5月1日に実施された剣璽等承継の儀と即位後朝見の儀は、直前であるその日の午前中に開かれた閣議でもって、それぞれ国事行為である国の儀式として宮中で行うことが決定されました。 

■三種の神器とは
三種の神器は、日本神話の中で、天孫降臨の際に天照大神が瓊瓊杵尊に授けたとされる、鏡・剣・璽の三種類の宝物を言い、「八咫鏡(やたのかがみ)」・「草那芸之大刀(くさなぎのつるぎ)」・「八尺瓊勾玉(やさかにのまがたま)」を指しています。神話の話ですから、いつ作られ、それが同一のままかどうなのかは分かりませんが、日本の歴代天皇によって継承されてきたとされています。

この三種の神器は、皇居に保管されているのは八尺瓊勾玉のみで、八咫の鏡は伊勢神宮内宮に、草薙剣は熱田神社に、それぞれ神体として保管されていて、皇居御所にはそのレプリカ(正しくは形代(かたしろ)(神霊が憑りつくものとして、儀式の時、本物に代わって使用されるもの))が保管されているそうです。ただ、その実物は、皇族はもとより天皇でさえも実際に見たことがないそうで、謎の多いものと言えます。今回の「剣璽等承継の儀」では、三種の神器のうち、「剣」と「璽」が引き継がれました。 

■政教分離との関係
日本国憲法では政教分離が定められています。このため、天照大神にまつわる三種の神器を天皇家の由緒あるものとして私的に代々受け継いでいくことはともかく、国事行為で用いることについて疑問視する声があります。この点については、ここで継承されるものは、皇室経済法第7条でいうところの「皇位とともに伝わるべき由緒ある物」として、宗教色はないものという解釈が政府ではなされています。 

■贈与税について
天皇家には私有財産があり、相続時には、一般国民と同じく相続税がかかります。昭和天皇が崩御された際には多額の相続税を納められました。三種の神器も私有財産ではありますが、上述のように皇室経済法において「皇位とともに伝わるべき由緒ある物」を相続税法上では非課税の対象とされています。したがって、天皇の崩御にともなって継承される際は、相続税はかかりません。

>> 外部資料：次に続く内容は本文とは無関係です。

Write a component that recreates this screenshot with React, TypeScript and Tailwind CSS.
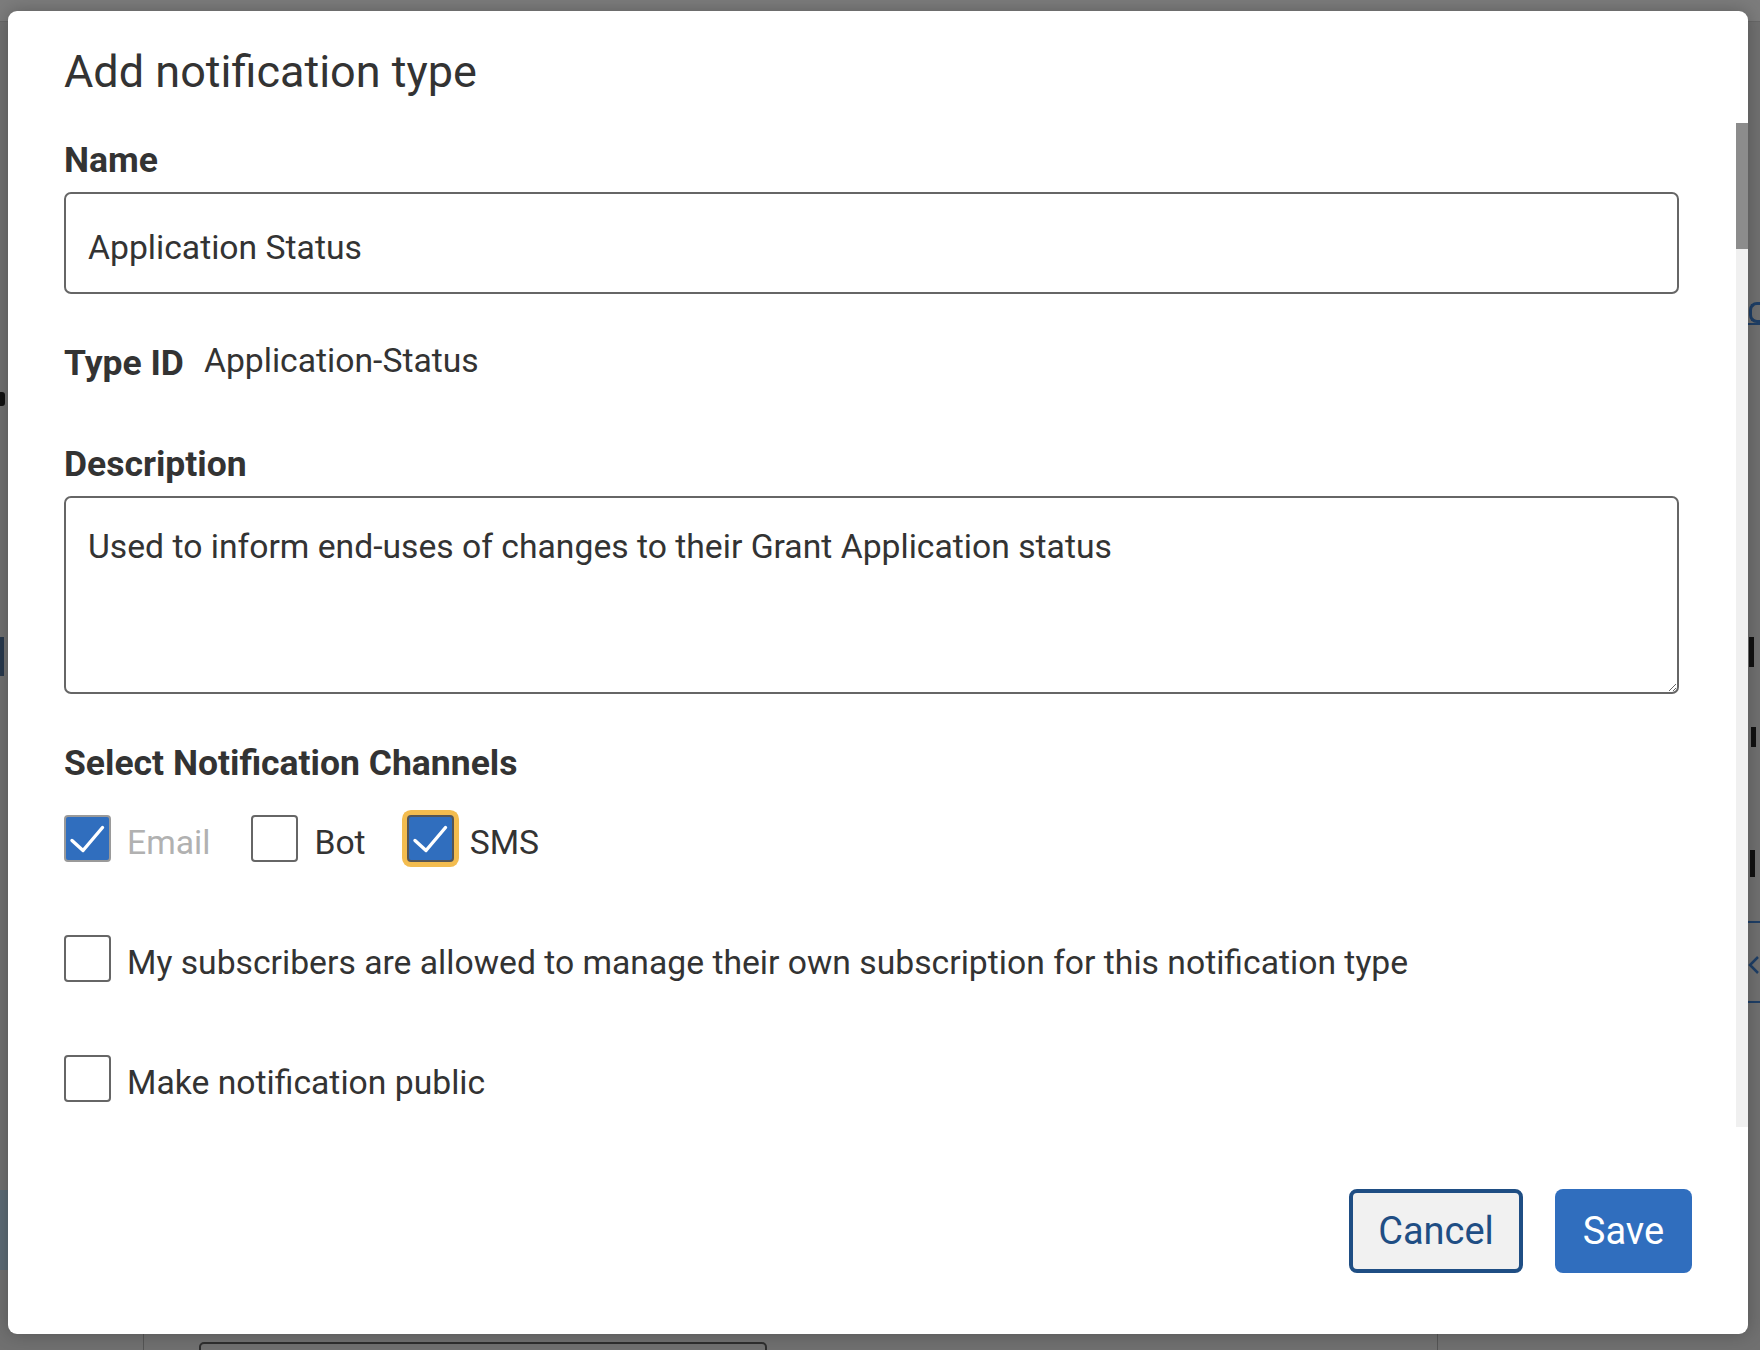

しかし、今回は、存命中の天皇が退位して引き継ぐ場合ですから、相続税の問題ではなく、贈与税になります。これについては、これまでそれに沿った法律上の規定がなかったために、このままでは贈与税がかかることになりかねないところでした。しかし、2017年6月に成立した天皇の退位等に関する皇室典範特例法の付則で、贈与税も非課税と定められました。 

■御璽・国璽とは
今回の「剣璽等承継の儀」では、「剣」「璽」と一緒に、公務で使う天皇の印の「御璽」、国の印の「国璽」も引き継がれました。剣璽等承継の儀でいう「等」はこの御璽・国璽を含めたものです。

御璽とは天皇の印で、国璽は国の印です。御璽は、天皇の署名がある詔書、法律・政令・条約の公布文、条約の批准書、大使・公使の信任状・同解任状、全権委任状、領事委任状、外国領事認可状、認証官の官記・同免官の辞令、四位以上の位記等に押印される印で、国璽は勲章の証書である勲記に使われる印です。これらも、三種の神器のうち剣璽2種とともに新天皇に継承されました。

ちなみに、「御名御璽(ぎょめいぎょじ)」という表現をよく耳にすることがあります。これは、法律などの公布文の最後に、天皇の署名(親署)がなされた上で、御璽が押されますが、これがなされていることを指すために用いる用語です。これを読み上げる際に、天皇の実名を読むことについて伝統的に不敬とされてきたことから、このように表記・読み上げがされるようになったようです。